Faith Matters

Where is my love to go?

Imagine God asking that question. You’ll get an insight into God’s heart.

I’ve had the privilege of experiencing ministry in many settings. I’ve spent time in a rust belt postindustrial community and in a commuter suburb. I’ve served in an outer-urban housing project and in a shabby-chic urban village. I’ve enjoyed a prestigious university chapel and a world-famous church at the center of a global city. But there’s been one consistent thread throughout: people’s powerlessness.

In every setting, I’ve sensed that ministry is about encountering people in their powerlessness. Some powerlessness is obvious: a person can’t find a place to sleep or a job to feed their family. Some is subtler: a Nobel prize winner can’t find a way to translate the findings that brought such acclaim into a product that can address a basic human need.

Most people know what Christianity is supposed to be about: it’s about the powerlessness of guilt, and how Christ wipes that guilt away, enabling us to live freely, now and forever. But not many people struggle with guilt in such a straightforward way. In my experience, people are mostly depressed by failure—their own shortcomings and their inability to be able to put such gifts as they have to work in making things better for themselves or others. If I have one simple message to this large majority of people I’ve met in my role as a pastor, it’s to stake less on such measur­able outcomes that are perpetually out of reach and channel more energy into relationships that can be had and fostered today.

Which leaves me vulnerable when a person says, “I’ve tried that.” I met such a person in the last year. In fact, we’ve never actually met, in the prepandemic sense: we’ve simply spent many hours together in groups on online conference platforms. Such groups have gone deeper than any I’ve led before. Somehow the virus, the face-to-face nature of the online platform, and the comfort of being in one’s own home have combined to make people more willing to share profound truths about their lives and deep yearnings.

And so it was that I shared what I took to be the big reveal about Christianity. When God settled on the single most signifi­cant thing of all, it turned out that thing was being with us as a human being just like us. Not to change us, but simply to be with us. And what we discovered from God being with us was that the most surprising thing about God was that God is relationship: there’s nothing in God that’s not relationship. Relationship isn’t the way God does or communicates something more important; it is what God fundamentally is. So there.
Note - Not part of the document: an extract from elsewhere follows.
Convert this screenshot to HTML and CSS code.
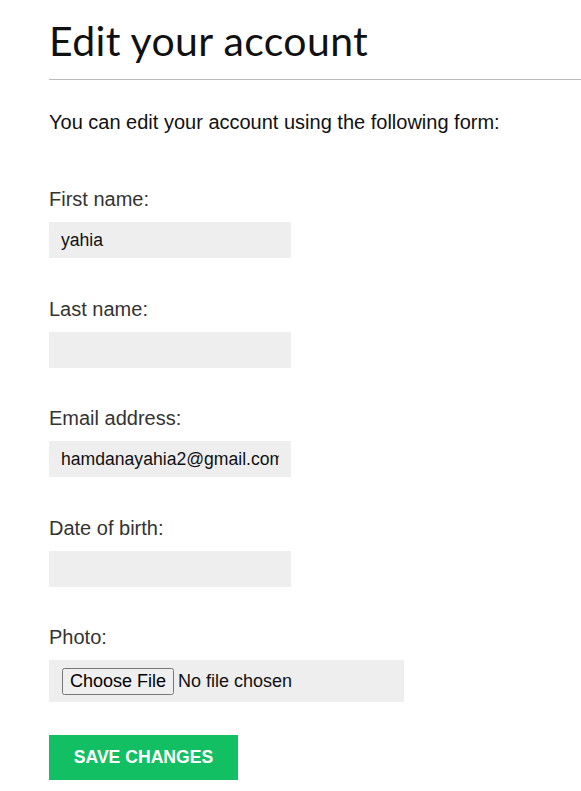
FILE: index.html
```html
<!DOCTYPE html>
<html>
<head>
<meta charset="utf-8">
<link rel="stylesheet" href="styles.css">
</head>
<body>
<div class="page">
  <h1 class="title">Edit your account</h1>
  <p class="intro">You can edit your account using the following form:</p>
  <form class="form">
    <div class="field">
      <label class="label">First name:</label>
      <input class="input" type="text" value="yahia">
    </div>
    <div class="field">
      <label class="label">Last name:</label>
      <input class="input" type="text" value="">
    </div>
    <div class="field">
      <label class="label">Email address:</label>
      <input class="input" type="text" value="hamdanayahia2@gmail.com">
    </div>
    <div class="field">
      <label class="label">Date of birth:</label>
      <input class="input" type="text" value="">
    </div>
    <div class="field">
      <label class="label">Photo:</label>
      <input class="file" type="file">
    </div>
    <button class="save" type="button">Save changes</button>
  </form>
</div>
</body>
</html>
```
FILE: styles.css
```css
html, body { margin: 0; padding: 0; background: #fff; }
body { font-family: "Liberation Sans", Arial, sans-serif; color: #333; }
.page { padding: 0 0 0 49px; }
.title {
  font-family: Lato, "Noto Sans", sans-serif;
  font-weight: 400;
  font-size: 41px;
  line-height: 48px;
  letter-spacing: 0.35px;
  color: #111;
  margin: 17px 0 0 0;
  padding-bottom: 14px;
  border-bottom: 1px solid #bbb;
}
.intro {
  font-size: 20px;
  line-height: 23px;
  color: #111;
  margin: 31px 0 0 0;
}
.form { margin-top: 54px; }
.field { display: flex; flex-direction: column; align-items: flex-start; margin-bottom: 39.5px; }
.label { font-size: 20px; line-height: 23px; color: #333; margin-bottom: 11px; }
.input {
  box-sizing: border-box;
  width: 242px;
  height: 36px;
  border: none;
  background: #eee;
  padding: 0 12px;
  font-family: "Liberation Sans", Arial, sans-serif;
  font-size: 17.6px;
  color: #111;
  outline: none;
}
.file {
  box-sizing: border-box;
  width: 355px;
  height: 42px;
  background: #eee;
  padding: 8px 13px 0 13px;
  font-family: "Liberation Sans", Arial, sans-serif;
  font-size: 18px;
  color: #111;
}
.save {
  margin-top: -7px;
  width: 189px;
  height: 45px;
  border: none;
  background: #13bf63;
  color: #fff;
  font-family: "Liberation Sans", Arial, sans-serif;
  font-weight: 700;
  font-size: 17.6px;
  text-transform: uppercase;
}
```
But one group member wasn’t impressed. “What d’you mean, relationship?” he retorted. I thought I’d make it simple, more vernacular. “Love,” I said. “It’s all about love, about being with one another. Love’s the only thing that lasts forever.” Who could disagree with that?

He could. Big time. He got angry. “Don’t talk to me about love,” he sneered, almost spitting. “How’s that supposed to relate to me? My partner left years ago. My family lives miles away. And my last dog just died. . . . I loved that dog.” It was, I had to acknowledge, a litany of failed relationships. So much for my version of the heart of all things. But he hadn’t finished. “Where’s my love to go now?” he almost shouted, the other group members seeming to fade into the background as he focused his anger—which, like much anger, was an expression of hurt and pain—on me. “Where’s my love to go? Tell me that.”

Some questions genuinely seek an answer; others are meant to end a conversation. I wasn’t sure which kind this one was. But you spend your energy in ministry seeking to create circumstances where there’s enough trust to generate a moment where it feels like a person’s whole fate and destiny is on the line. When such a moment arises, you can’t walk away from it.

So I took a risk, and said, gently, “Imagine eternity from God’s point of view. Imagine God having all that love pent up like you have right now. But the difference is, God’s got that love all pent up potentially forever. God’s like you. God’s thinking, ‘Where’s my love to go?’ So God creates the universe. But God’s got still more love to give. So God creates life, and makes humanity, and calls a special people. But that’s still not enough. God’s got yet more love to give. So God comes among us as a tiny baby. God’s question ‘Where is my love to go?’ is perhaps the most important one of all time. Half the answer is the crea­tion of the universe. The other half is the incarnation. On Christmas Day we find out why the universe was created. It was created for us to be the place where God’s love could go.”

In case I hadn’t made myself clear, I added one more suggestion. “So when you ask yourself, ‘Where’s my love to go?’ you’re getting an insight into the very heart of God.”

The pandemic has been about many things, but one above all: powerlessness. It’s been an intensification of life’s fragilities and limitations. We’ve felt fearful, lonely, and disappointed. Where is our love to go? We’ve not been getting an easy answer to this question. We’re getting something else instead: the discovery of what it’s like to be God, who asked the same question and came among us to complete the answer. What the pandemic’s given us is an opportunity to dwell in the very heart of God.

Samuel Wells

Samuel Wells is the vicar of St. Martin-in-the-Fields in London and author of Humbler Faith, Bigger God.